If nobody includes the full moon message as input to the ML model, and tries to operate the ML model with the training it has achieved running in non-full-moon mode, its operating score in full-moon-mode may be lower.

Even if it had proportional training time against full-moon-mode to incorporate that into the model, if you don't tell it when full-moon-mode is active wouldn't the optimal behavior be to optimize the score for 27/28 days vs 1/28 days of the month?

If full-moon-mode is an input to the model, then it can trained to optimize for both scenarios.

2 comments

https://nethackwiki.com/wiki/Time

I predict the next "annoying non-bug" will be Friday, June 13th of 2025.
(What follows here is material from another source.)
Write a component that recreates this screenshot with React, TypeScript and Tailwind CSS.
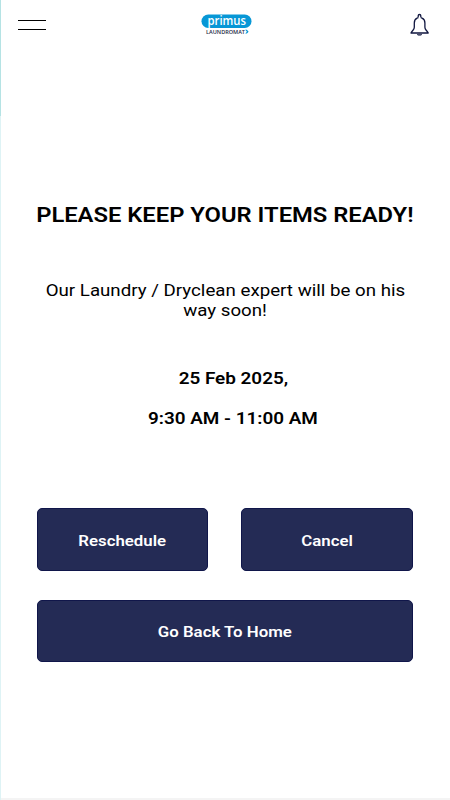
import React from "react";

const BellIcon: React.FC = () => (
  <svg className="w-6 h-6" viewBox="0 0 24 24" fill="none" stroke="#10163f" strokeWidth="1.3" strokeLinejoin="round">
    <path d="M10.2 4.6V2.8a1.3 1.3 0 0 1 2.6 0v1.8" />
    <path d="M9.2 5.2C7.3 6 6.3 7.8 6.3 10v4.2c0 1.4-.5 2.100-1.300 3-.9 1-1.700 1.700-2 2.800h17.200c-.3-1.100-1.100-1.800-2-2.800-.8-.9-1.300-1.600-1.300-3V10c0-2.200-1-4-2.900-4.800" />
    <path d="M9.2 5.2l1-.6M13 4.600l1 .6" />
    <path d="M9 21.4h5l-1.300.9h-2.400Z" fill="#10163f" strokeWidth="0.5" />
  </svg>
);

const Logo: React.FC = () => (
  <svg className="mr-px w-[52px] h-6" viewBox="0 0 52 24" fontFamily="Open Sans, sans-serif">
    <rect x="0.5" y="1.5" width="50" height="13.5" rx="6.75" fill="#0797d6" />
    <text x="6.5" y="11.5" fontSize="12" fontWeight="600" fill="#fff" textLength="38.5" lengthAdjust="spacingAndGlyphs">primus</text>
    <text x="5" y="20.5" fontSize="5" fontWeight="600" fill="#242b45" textLength="39" lengthAdjust="spacingAndGlyphs">LAUNDROMAT</text>
    <path d="M44.2 16.8h1.700l1.700 1.900-1.700 1.900h-1.700l1.700-1.900Z" fill="#0797d6" />
  </svg>
);

type ActionButtonProps = {
  label: string;
  className?: string;
};

const ActionButton: React.FC<ActionButtonProps> = ({ label, className = "" }) => (
  <button
    className={`flex items-center justify-center rounded-[5px] border border-[#10164a] bg-[#242b55] pt-0.5 text-[15px] leading-5 font-semibold text-white ${className}`}
  >
    <span className="block scale-x-[1.12] whitespace-nowrap">{label}</span>
  </button>
);

const App: React.FC = () => {
  return (
    <div className="flex h-[800px] w-[450px] overflow-hidden bg-white font-[Roboto,sans-serif] text-black">
      <div className="flex w-px shrink-0 flex-col">
        <div className="h-[116px] bg-[#b5e3e4]" />
        <div className="grow bg-[#def3f5]" />
      </div>

      <div className="flex grow flex-col border-b-2 border-[#f4f4f4]">
        <header className="flex h-[50px] items-center justify-between pr-[18px] pl-[17px]">
          <button className="flex w-7 flex-col gap-2" aria-label="Menu">
            <span className="h-px w-full bg-black" />
            <span className="h-px w-full bg-black" />
          </button>
          <Logo />
          <button aria-label="Notifications">
            <BellIcon />
          </button>
        </header>

        <main className="flex flex-col pt-[153px] pr-[37px] pl-9 text-center">
          <h1 className="flex h-6 items-center justify-center text-xl font-semibold">
            <span className="block scale-x-[1.188] whitespace-nowrap">PLEASE KEEP YOUR ITEMS READY!</span>
          </h1>

          <p className="mt-[53px] flex flex-col items-center text-[17px] leading-5">
            <span className="block scale-x-[1.1] whitespace-nowrap">Our Laundry / Dryclean expert will be on his</span>
            <span className="block scale-x-[1.1] whitespace-nowrap">way soon!</span>
          </p>

          <div className="mt-[49px] flex flex-col items-center gap-5 pl-4 text-base leading-5 font-semibold">
            <span className="block scale-x-[1.18] whitespace-nowrap">25 Feb 2025,</span>
            <span className="block scale-x-[1.18] whitespace-nowrap">9:30 AM - 11:00 AM</span>
          </div>

          <div className="mt-[79px] grid grid-cols-[171px_172px] gap-x-[33px] gap-y-[29px]">
            <ActionButton label="Reschedule" className="h-[63px]" />
            <ActionButton label="Cancel" className="h-[63px]" />
            <ActionButton label="Go Back To Home" className="col-span-2 h-[62px]" />
          </div>
        </main>
      </div>
    </div>
  );
};

export default App;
So for ML to work, it has to know all permutations of a game? Does that mean ML is useless for non-deterministic games with random outcomes or procedural generation?
The thing it has learned previously needs to apply to the next run.
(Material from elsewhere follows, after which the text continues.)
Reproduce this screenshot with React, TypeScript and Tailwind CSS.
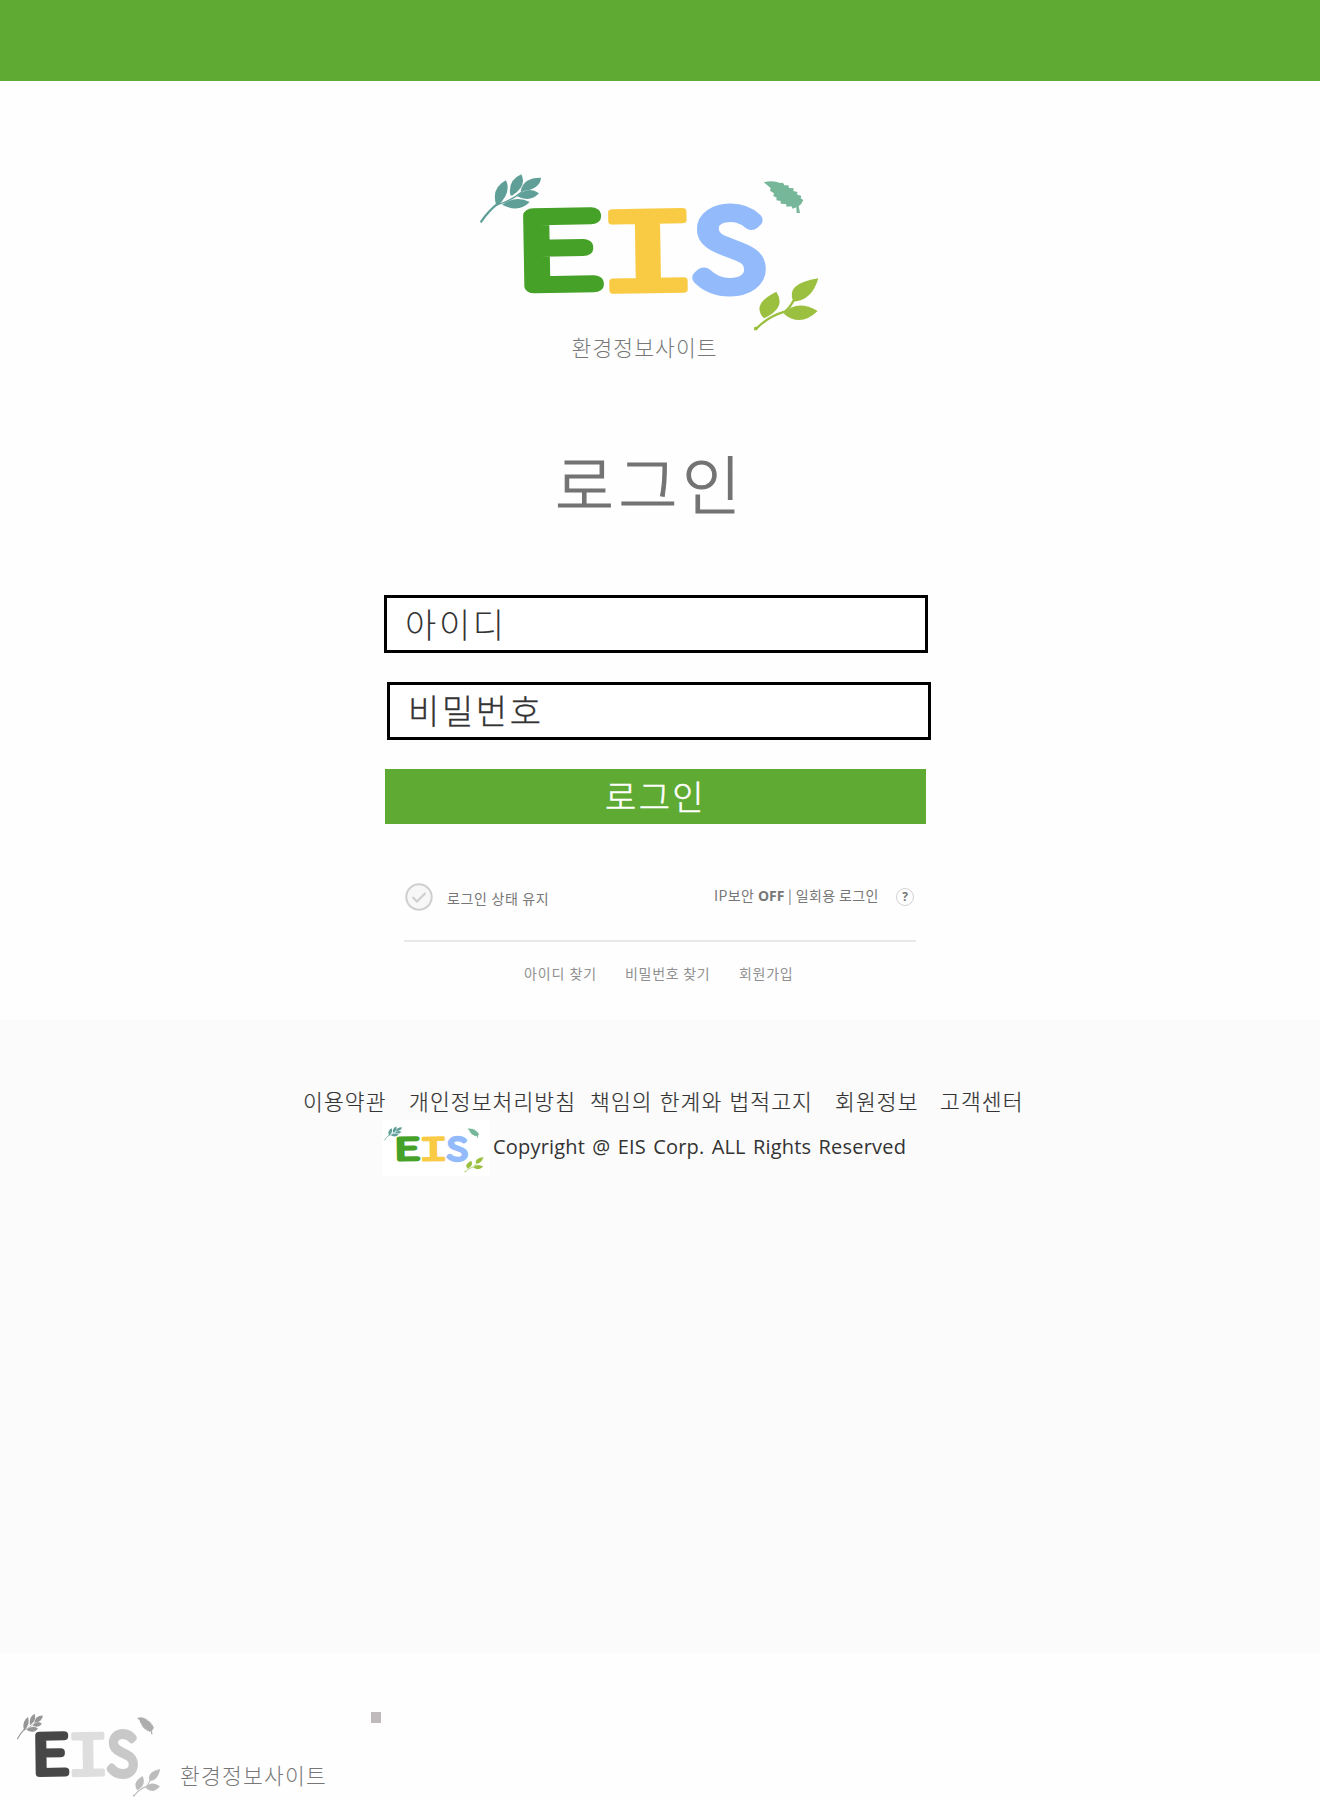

If you train an ML model on thousands of attempts at going around some racetracks where touching the walls slows you down, and the score is achieved by executing a fast lap, and the inputs to the model include where the car is and where the walls are, it should optimize towards avoiding touching the wall.

This behavior would likely still work even on new procedurally generated tracks that the model had not previously seen, as long as the relationship of inputs (car, walls) to desired behavior (fast lap) still applied.

If every N number of runs for a large value of N the game changes so that the walls are actually speed boosts and the center of the track slows you down, and there is no input to the ML model to tell it that the situation is different, it will initially try the previous strategy and perform worse, and it will be difficult to train it to handle both versions of the game without some discriminating input value to train on.

Well that is the whole trick. ML models ideally generalize from the training inputs to whatever new inputs show up during inference. For example, a vision model should recognize an image of a dog as a dog even if that exact image was not trained on. But that generalization always has limits. Usually score will decrease substantially the further "out-of-domain" the inputs are. So this model works fine when running a randomly generated dungeon it has never seen, but not when running a set of game rules it has never seen.
It still worked, just not as well. The program was trained, built it's intuition for the game. It had a set script and assumptions.

Some of those assumptions were different, and since it's not learning/training it couldn't adjust for those new assumptions, so it didn't do as well

If you a human, were forced to follow a set script/assumptions the same would happen to you.